Le mariage est une source de
profit pour de nombreux secteurs d'activités et notamment ceux qui touchent de près ou
de loin
l'activité des banquets et des
réceptions. Les professionnels concernés ont donc pu se réjouir de la récente reprise
des ma-
riages en France. En diminution constante jusqu'en 1996, le nombre d'unions nouvelles
fait, depuis, un retour marqué puis-
que l'on est passé, selon l'Insee, de 254.000 célébrations en 1995 à 280.600 en 1996
et 284.528 en 1997. Aucunement lié à un effet de mode, cet engouement serait plutôt,
selon l'Institut français
de statistiques, le résultat de réformes fiscales (suppression des avantages fiscaux des
concubins en 1996). Avec 2.428 mariages en moins en 1998 (- 0,9 % par rapport à 1997), on
peut conclure à la fin de la miraculeuse ascension et à une tendance nouvelle à la
stabilisation. Malgré tout, le marché de la cérémonie est aujourd'hui plus riche et
plus diversifié et l'activité économique engendrée, en réelle croissance. Selon la
revue Wedding trend news du groupe Mariée Magazine, les Français
dépensent jusqu'à 14 milliards de francs
pour cette grande cérémonie. "Aujourd'hui, le mariage prend une allure plus
festive et plus exceptionnelle encore car l'acte de mariage est plus libre",
analyse le magazine. En France, le budget moyen d'un mariage oscille entre 40.000 et
60.000 francs, selon une étude du Revenu Français et 92.000 francs, selon une
enquête réalisée par Mariée Magazine auprès de ses lecteurs. Selon ces
derniers, le plus gros poste de dépense est la réception qui représente 43,5 % du
budget global et pour laquelle les futurs époux dépensent en moyenne 37.000 francs.

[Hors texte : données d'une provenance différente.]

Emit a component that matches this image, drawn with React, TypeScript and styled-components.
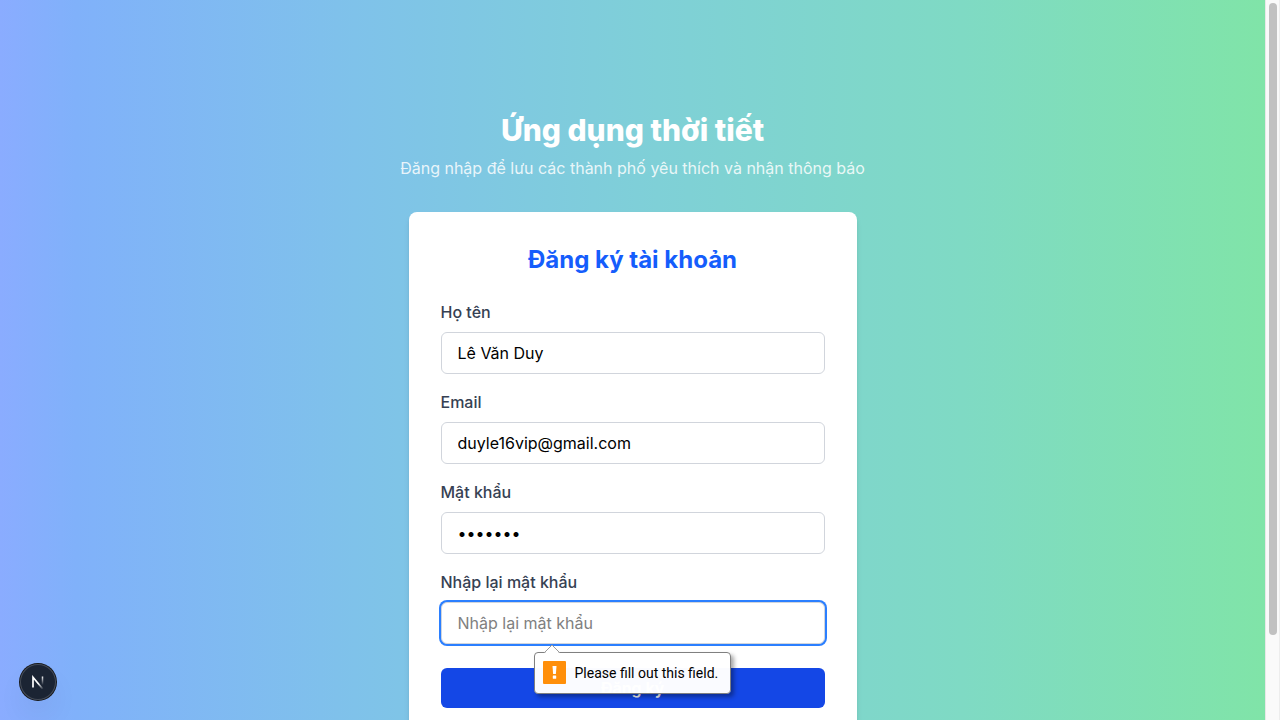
import React, { useState } from "react";
import styled, { createGlobalStyle, css } from "styled-components";

const GlobalStyle = createGlobalStyle`
  *, *::before, *::after { box-sizing: border-box; }
  html, body { margin: 0; padding: 0; }
  body {
    overflow: hidden;
    font-family: Inter, "Liberation Sans", sans-serif;
    font-size: 16px;
    line-height: 24px;
  }
  h1, h2, p { margin: 0; }
`;

const Shell = styled.div`
  display: flex;
  height: 100vh;
`;

const Page = styled.main`
  flex: 1;
  min-width: 0;
  overflow: hidden;
  display: flex;
  flex-direction: column;
  align-items: center;
  padding: 112px 16px;
  background: linear-gradient(
    to right,
    #8aacff 0%,
    #80b1fa 6%,
    #7fc2ea 28%,
    #7fd0d7 52%,
    #7fdac4 76%,
    #80e4a8 100%
  );
`;

const Header = styled.header`
  display: flex;
  flex-direction: column;
  gap: 8px;
  margin-bottom: 32px;
  text-align: center;
`;

const Title = styled.h1`
  font-size: 30px;
  line-height: 36px;
  font-weight: 800;
  color: #fff;
`;

const Subtitle = styled.p`
  color: rgba(255, 255, 255, 0.84);
`;

const Card = styled.section`
  flex-shrink: 0;
  width: 100%;
  max-width: 448px;
  padding: 32px;
  border-radius: 8px;
  background: #fff;
  box-shadow: 0 4px 6px -1px rgba(0, 0, 0, 0.1), 0 2px 4px -2px rgba(0, 0, 0, 0.1);
`;

const CardTitle = styled.h2`
  margin-bottom: 24px;
  font-size: 24px;
  line-height: 32px;
  font-weight: 700;
  text-align: center;
  color: #155dfc;
`;

const Form = styled.form`
  display: flex;
  flex-direction: column;
  gap: 16px;
`;

const Field = styled.div`
  position: relative;
  display: flex;
  flex-direction: column;
  gap: 8px;
`;

const Label = styled.label`
  font-weight: 500;
  color: #364153;
`;

const Input = styled.input<{ $active?: boolean }>`
  width: 100%;
  height: 42px;
  padding: 8px 16px;
  border: 1px solid #d1d5dc;
  border-radius: 6px;
  outline: none;
  background: #fff;
  color: #000;
  font: inherit;
  &::placeholder { color: #808080; opacity: 1; }
  ${(p) => p.$active && css`box-shadow: 0 0 0 2px #2b7fff;`}
`;

const Submit = styled.button`
  height: 40px;
  margin-top: 8px;
  border: 0;
  border-radius: 6px;
  background: #1447e6;
  color: #fff;
  font: inherit;
  font-weight: 600;
  cursor: pointer;
`;

const Bubble = styled.div`
  position: absolute;
  z-index: 2;
  top: calc(100% + 8px);
  left: 93px;
  display: flex;
  align-items: center;
  gap: 8px;
  height: 42px;
  padding: 0 12px 0 8px;
  border: 1px solid #808080;
  border-radius: 4px;
  background: rgba(255, 255, 255, 0.98);
  box-shadow: 3px 3px 4px rgba(0, 0, 0, 0.35);
  font-family: Roboto, Inter, sans-serif;
  font-size: 14px;
  line-height: 20px;
  white-space: nowrap;
  color: #000;
`;

const Arrow = styled.svg`
  position: absolute;
  top: -9px;
  left: 8px;
  display: block;
`;

const Badge = styled.button`
  position: fixed;
  left: 20px;
  bottom: 20px;
  width: 36px;
  height: 36px;
  padding: 0;
  border: 0;
  border-radius: 50%;
  display: grid;
  place-items: center;
  background: #1b2433;
  box-shadow: 0 0 0 1px #171717, inset 0 0 0 1px #454c58,
    0 16px 32px -8px rgba(0, 0, 0, 0.16);
`;

const ScrollTrack = styled.div`
  flex: 0 0 15px;
  padding: 3px 2px 0 3px;
  border-left: 1px solid #e8e8e8;
  border-right: 1px solid #ededed;
  background: #fafafa;
`;

const ScrollThumb = styled.div`
  width: 8px;
  height: calc(100% - 85px);
  border-radius: 4px;
  background: #c1c1c1;
`;

type FieldData = {
  id: string;
  label: string;
  type: string;
  initial: string;
  placeholder: string;
};

const fields: FieldData[] = [
  { id: "name", label: "Họ tên", type: "text", initial: "Lê Văn Duy", placeholder: "Họ tên" },
  { id: "email", label: "Email", type: "email", initial: "duyle16vip@gmail.com", placeholder: "Email" },
  { id: "password", label: "Mật khẩu", type: "password", initial: "1234567", placeholder: "Mật khẩu" },
  { id: "confirm", label: "Nhập lại mật khẩu", type: "password", initial: "", placeholder: "Nhập lại mật khẩu" },
];

function WarningIcon() {
  return (
    <svg width="24" height="24" viewBox="0 0 24 24" aria-hidden="true">
      <rect x="0" y="0" width="23" height="23" rx="1" fill="#ff8f0a" />
      <path d="M9.500 5h4l-.6 8h-2.800z" fill="#fff" />
      <rect x="9.800" y="14.500" width="3.400" height="3.300" rx=".6" fill="#fff" />
    </svg>
  );
}

function Validation({ message }: { message: string }) {
  return (
    <Bubble role="alert">
      <Arrow width="18" height="10" viewBox="0 0 18 10" aria-hidden="true">
        <path d="M1 10L9 1l8 9z" fill="#fff" />
        <path d="M1 9L9 1l8 8" fill="none" stroke="#9a9a9a" />
      </Arrow>
      <WarningIcon />
      <span>{message}</span>
    </Bubble>
  );
}

function NextMark() {
  return (
    <svg width="14" height="14" viewBox="0 0 14 14" fill="none" aria-hidden="true">
      <defs>
        <linearGradient id="diag" x1="8" y1="8" x2="12.500" y2="14" gradientUnits="userSpaceOnUse">
          <stop stopColor="#fff" />
          <stop offset="1" stopColor="#fff" stopOpacity="0" />
        </linearGradient>
        <linearGradient id="stem" x1="11" y1="1" x2="11" y2="10" gradientUnits="userSpaceOnUse">
          <stop stopColor="#fff" />
          <stop offset="1" stopColor="#fff" stopOpacity="0" />
        </linearGradient>
      </defs>
      <path d="M2 12.500V2.300L11.800 14" stroke="url(#diag)" strokeWidth="1.700" />
      <path d="M11.500 1.500V10" stroke="url(#stem)" strokeWidth="1.500" />
    </svg>
  );
}

export default function App() {
  const [values, setValues] = useState<Record<string, string>>(
    Object.fromEntries(fields.map((f) => [f.id, f.initial]))
  );
  return (
    <>
      <GlobalStyle />
      <Shell>
        <Page>
          <Header>
            <Title>Ứng dụng thời tiết</Title>
            <Subtitle>Đăng nhập để lưu các thành phố yêu thích và nhận thông báo</Subtitle>
          </Header>
          <Card>
            <CardTitle>Đăng ký tài khoản</CardTitle>
            <Form noValidate onSubmit={(e) => e.preventDefault()}>
              {fields.map((f) => {
                const invalid = f.id === "confirm" && !values[f.id];
                return (
                  <Field key={f.id}>
                    <Label htmlFor={f.id}>{f.label}</Label>
                    <Input
                      id={f.id}
                      type={f.type}
                      placeholder={f.placeholder}
                      value={values[f.id]}
                      $active={f.id === "confirm"}
                      onChange={(e) => setValues({ ...values, [f.id]: e.target.value })}
                    />
                    {invalid && <Validation message="Please fill out this field." />}
                  </Field>
                );
              })}
              <Submit type="submit">Đăng ký</Submit>
            </Form>
          </Card>
        </Page>
        <ScrollTrack aria-hidden="true">
          <ScrollThumb />
        </ScrollTrack>
      </Shell>
      <Badge type="button" aria-label="Next.js">
        <NextMark />
      </Badge>
    </>
  );
}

Enfin, 75,8 % des personnes questionnées organiseront un vin d'honneur, suivi d'une
réception.
Le traiteur, chouchou de la réception
Pour les restaurateurs, hôteliers et traiteurs, l'activité des réceptions familiales et
des mariages peut constituer un excellent revenu d'appoint et un moyen très efficace de
promotion, quoiqu'elle ne représente qu'une faible part de leur chiffre d'affaires total
(environ 10 % du CA total des grands traiteurs parisiens) et que les manifestations ne
soient pas toujours faciles à traiter. "Ainsi, bien que l'organisation d'un
mariage implique une démarche très spécifique, il existe un effet de synergie réel
entre ce type de manifestations et les banquets professionnels. Le mariage est un bon
moyen de renforcer son image de marque et de convaincre une clientèle affaires
potentielle", assure Diane Deblyck, directeur général du traiteur Saint-Clair.
Pour le restaurateur, l'activité n'est malheureusement pas simple à gérer car elle
nécessite la mise en place d'une logistique dont seules les grandes structures disposent.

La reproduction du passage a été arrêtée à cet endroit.